Just add knickers

It’s been a while since I mentioned bras. You know those things that women have to have. Yet it doesn’t matter what size we are, we all seem to have a great deal of trouble getting the right size. Take this well endowed women that writes before you. I’ve begun my march to fitness, again. After two months of self inflicted doldrums I’ve decided that if I have to fight my way out of the front door it might as well be for a good reason. And what better reason than getting fit’er. After all I’m fit enough for my age. A recent survey stated that if I can run for 60 seconds without getting out of breath, touch my toes and do 5 press ups then I’m a fit 50 something. So as I unravelled my funny bone from the inside of my knees, I stopped laughing long enough to realise that actually I’m not bad for an oversized over aged teenager.
However my wardrobe was lacking exercise clothes and so I ordered gym clothes and a bra. Yes I’m bigger than the last time I went training, and I know that I need a little bit more upholdage than the average woman, but I don’t have a large back. So I ordered what I considered to be the next size up from the last size. That discarded as soon as it was opened and tried I went to my local sportswear shop. Come on guys get a grip. Not one of the women in that gym this morning was younger than 60 and it would be fair to say that they were all endowed with ample proportions. So where are the bras.
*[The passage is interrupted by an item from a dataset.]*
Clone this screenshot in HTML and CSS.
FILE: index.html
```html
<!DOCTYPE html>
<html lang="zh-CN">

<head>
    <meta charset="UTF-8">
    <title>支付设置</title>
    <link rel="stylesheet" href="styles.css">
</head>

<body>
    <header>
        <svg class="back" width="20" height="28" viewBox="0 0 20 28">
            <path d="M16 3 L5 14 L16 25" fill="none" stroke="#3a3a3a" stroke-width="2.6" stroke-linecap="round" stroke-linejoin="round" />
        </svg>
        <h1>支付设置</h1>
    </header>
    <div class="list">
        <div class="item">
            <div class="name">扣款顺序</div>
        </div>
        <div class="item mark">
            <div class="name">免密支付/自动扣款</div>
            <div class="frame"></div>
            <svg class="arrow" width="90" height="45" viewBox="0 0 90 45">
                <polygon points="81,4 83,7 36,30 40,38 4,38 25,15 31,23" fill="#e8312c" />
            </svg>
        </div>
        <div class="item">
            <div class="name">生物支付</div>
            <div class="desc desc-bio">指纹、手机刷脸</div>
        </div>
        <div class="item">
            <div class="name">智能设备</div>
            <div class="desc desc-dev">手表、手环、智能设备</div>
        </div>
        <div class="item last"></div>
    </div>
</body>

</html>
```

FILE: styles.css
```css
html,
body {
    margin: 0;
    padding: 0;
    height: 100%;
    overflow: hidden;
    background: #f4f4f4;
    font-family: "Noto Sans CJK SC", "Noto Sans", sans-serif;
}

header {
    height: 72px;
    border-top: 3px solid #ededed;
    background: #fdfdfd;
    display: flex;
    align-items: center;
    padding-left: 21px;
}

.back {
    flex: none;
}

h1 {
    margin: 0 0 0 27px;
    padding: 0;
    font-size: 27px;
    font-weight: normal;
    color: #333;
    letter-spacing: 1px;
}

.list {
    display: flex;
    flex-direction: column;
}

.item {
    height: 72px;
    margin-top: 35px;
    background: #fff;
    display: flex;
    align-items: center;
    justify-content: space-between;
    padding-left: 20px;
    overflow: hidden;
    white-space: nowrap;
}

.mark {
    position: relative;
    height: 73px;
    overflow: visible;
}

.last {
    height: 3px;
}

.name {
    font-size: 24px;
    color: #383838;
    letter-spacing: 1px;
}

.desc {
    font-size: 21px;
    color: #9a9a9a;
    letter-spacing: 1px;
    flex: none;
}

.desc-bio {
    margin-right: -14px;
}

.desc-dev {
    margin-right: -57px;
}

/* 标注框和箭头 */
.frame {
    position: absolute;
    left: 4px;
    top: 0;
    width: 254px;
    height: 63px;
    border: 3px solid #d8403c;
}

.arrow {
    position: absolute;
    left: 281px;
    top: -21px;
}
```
At this point I apologise to Michelle. Fit hitch that she is. Tall, slim, pretty and less well endowed than many of us. Bet she doesn’t have any problem finding her perfect 32C sports bra.
She recognised my voice before she saw me, usual story, Have I mentioned that I’m a tad louder than the average kookaburra on heat in the mating season. But that wasn’t my concern, of all things that struck me was the lack of overlap. I mean how do you sit pretty on an inclined exercise bike, hardly sweating, with rosy red cheeks and not have the tummy overlap. All I could think of was, fit hitch. So when she started telling me how she walks a zillion miles everywhere I began to feel the unfit gene in me poke its head through the rose coloured lens of “I’m a fit 50’sh gym bunny.”

Luckily Michelle is one of the nicest people you could meet and although intensely jealous of her good looks, perfect hair and slim body, I still like her.

Back to my point, bras. I found one. Big black and bulky but functional. It holds all the bits in the right place and keeps them from breaking my kneecaps.

I want to ask a question, am I the only person who has a shower before they go to the gym? If there is one thing I can’t stand its turning up looking rough. Its just a thing of mine. Booked in for a ten o’clock induction I had to have a shower first thing. It’s that morning timetable thing. You know don’t disturb the husbands routine, or God help you. So there I was at 7am diving in the shower. Now I asked Mark to do one thing, should really have know better, all I asked was, could he bring me up a coffee. He didn’t even have to make it. It was in the pot on the table. Simple, pour, bring up stairs.
I showered, dried, and started to get dressed, still no coffee. Of course not, how stupid could I be. He had to be allowed to finish his first. How inconsiderate could I be?

So there I was overhanging, super scaffold strength sports bra firmly in place, trust me it took longer to put on than it did to think up that description. But without coffee. After all the pulling and pushing, twisting and turning. Doing up around the front, skin chafing tugging, baby powder sliding, fastener sliding to the rear, lifting unsupported body parts, one at a time, placing firmly into cups and wriggling. Swinging forward and shaking violently, taking little jumps to check suspension awareness and standing, still no coffee, which was sorely needed.

I stormed down stairs.

“I asked you to do one thing.” The temper wasn’t aimed at Mark, it was the frustration all women have when they are bound witless into an exercise friendly torture garment.

“I’m just…” I didn’t want an explanation, I just wanted a coffee.

I strutted to the table, poured out the still hot, (did I mention I’ve splashed out on an insulated cafetiere. Really posh) coffee.

I strode towards the dining room door. Trying to be the fitness Goddess the new bra should have afforded me.

“Erh… you wearing that to the Gym?” Mark asked.

“Yes, why.” The hackles spiked,what had he noticed about my new bra that I hadn’t?

He looked me up and down and grinned, “You might want to add some knickers to that ensemble before you go!”